Released today, the track is the fourth preview from the record, following “Asking For A Friend,” the title track, and “Caught In The Echo.” It had already been road-tested in front of a live audience back on February 22 at a taping of the Irish TV series Other Voices, filmed inside St. James Church in Dingle, Ireland. That performance finally aired this week, and now the studio version confirms what that intimate church gig suggested: this one bites.

Multiple outlets have drawn a line straight back to Husker Du, and the comparison is not lazy. The song opens with a raw, charging riff and a lyrical conceit rooted in survivor's guilt. Grohl wrestles openly with the unfairness of still being here when so many others are not, a theme that carries obvious weight given the losses the band has endured. Rolling Stone described the track as Grohl reflecting on life's fundamental unfairness, while NME characterized it as punk-tinged and emotionally direct. Blabbermouth, never ones for subtlety, simply called it a rager.
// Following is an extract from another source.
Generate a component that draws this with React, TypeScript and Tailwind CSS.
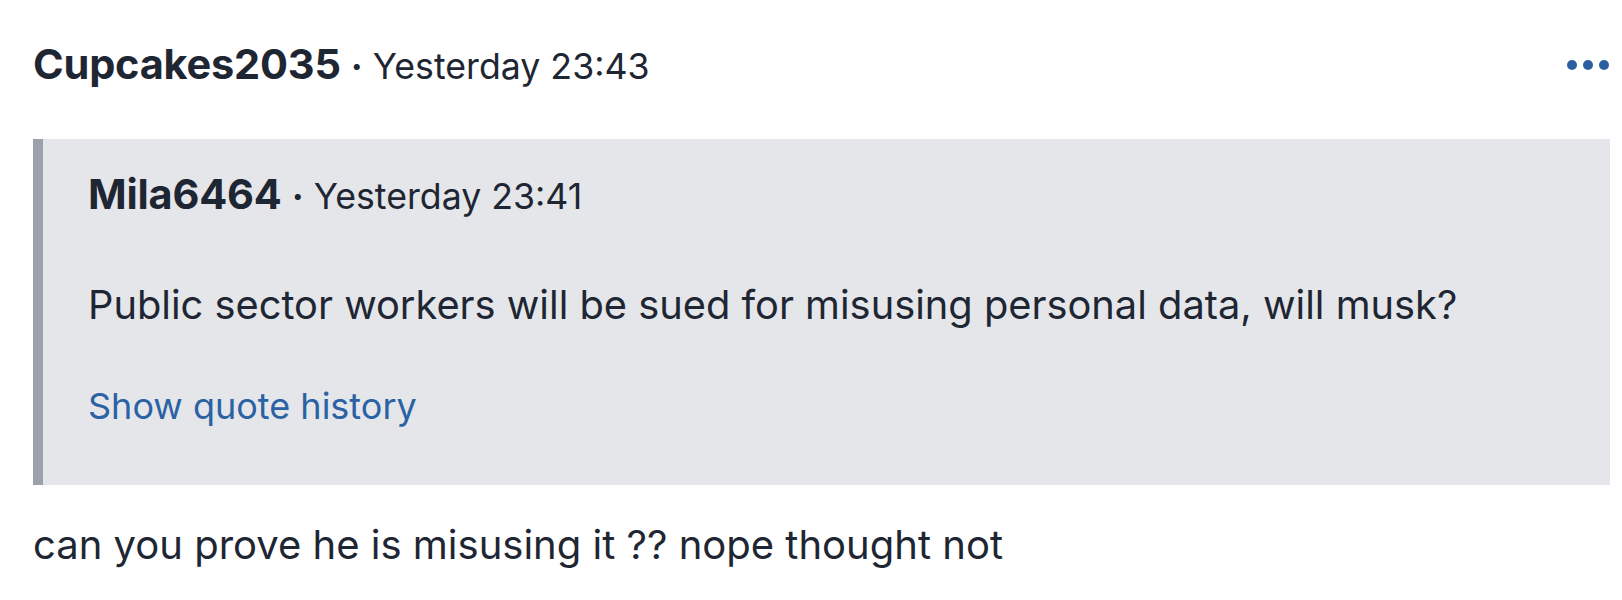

Your Favorite Toy arrives April 24 via Roswell Records and RCA Records, co-produced by the band alongside Oliver Roman, with mixing handled by the legendary Mark “Spike” Stent. The full tracklist runs ten songs deep: “Caught In The Echo,” “Of All People,” “Window,” “Your Favorite Toy,” “If You Only Knew,” “Spit Shine,” “Unconditional,” “Child Actor,” “Amen, Caveman,” and “Asking For A Friend.” Earlier this year, Grohl described the album as full of uptempo, loud bangers that feel like a throwback to the band's earlier, more volatile days.

This is also the first Foo Fighters album featuring drummer Ilan Rubin, who stepped into the enormous void left by the late Taylor Hawkins. Rubin made his live debut with the band on September 13, 2025 at the Fremont Theater in San Luis Obispo, California, and by all accounts has injected a fresh intensity into the group's live performance. The fact that the band chose a punishing, fast track like “Of All People” as its latest single suggests Rubin's energy is translating to the studio as well.

The album release coincides with the launch of the “Take Cover” world tour, which kicks off April 28 in Bridgeport, Connecticut, before rolling through a European stadium run that includes Anfield in Liverpool, the Olympiastadion in Berlin, and festival stops at Pinkpop, Mad Cool, and NOS Alive. North American dates pick back up in August with Queens of the Stone Age and Mannequin Pussy providing support across a run of stadium shows in Toronto, Detroit, Chicago, and beyond.

When asked recently about whether the Foos might be approaching their final chapter, Grohl did what Grohl does best: he shrugged it off. Every record, he said, has been their last record. At this point, you just make a record and see what happens. That philosophy seems baked into “Of All People” itself. There is no long-term strategizing in a song this raw. There is only the sound of a band that has survived everything thrown at it and decided, against all reasonable odds, to come out swinging one more time.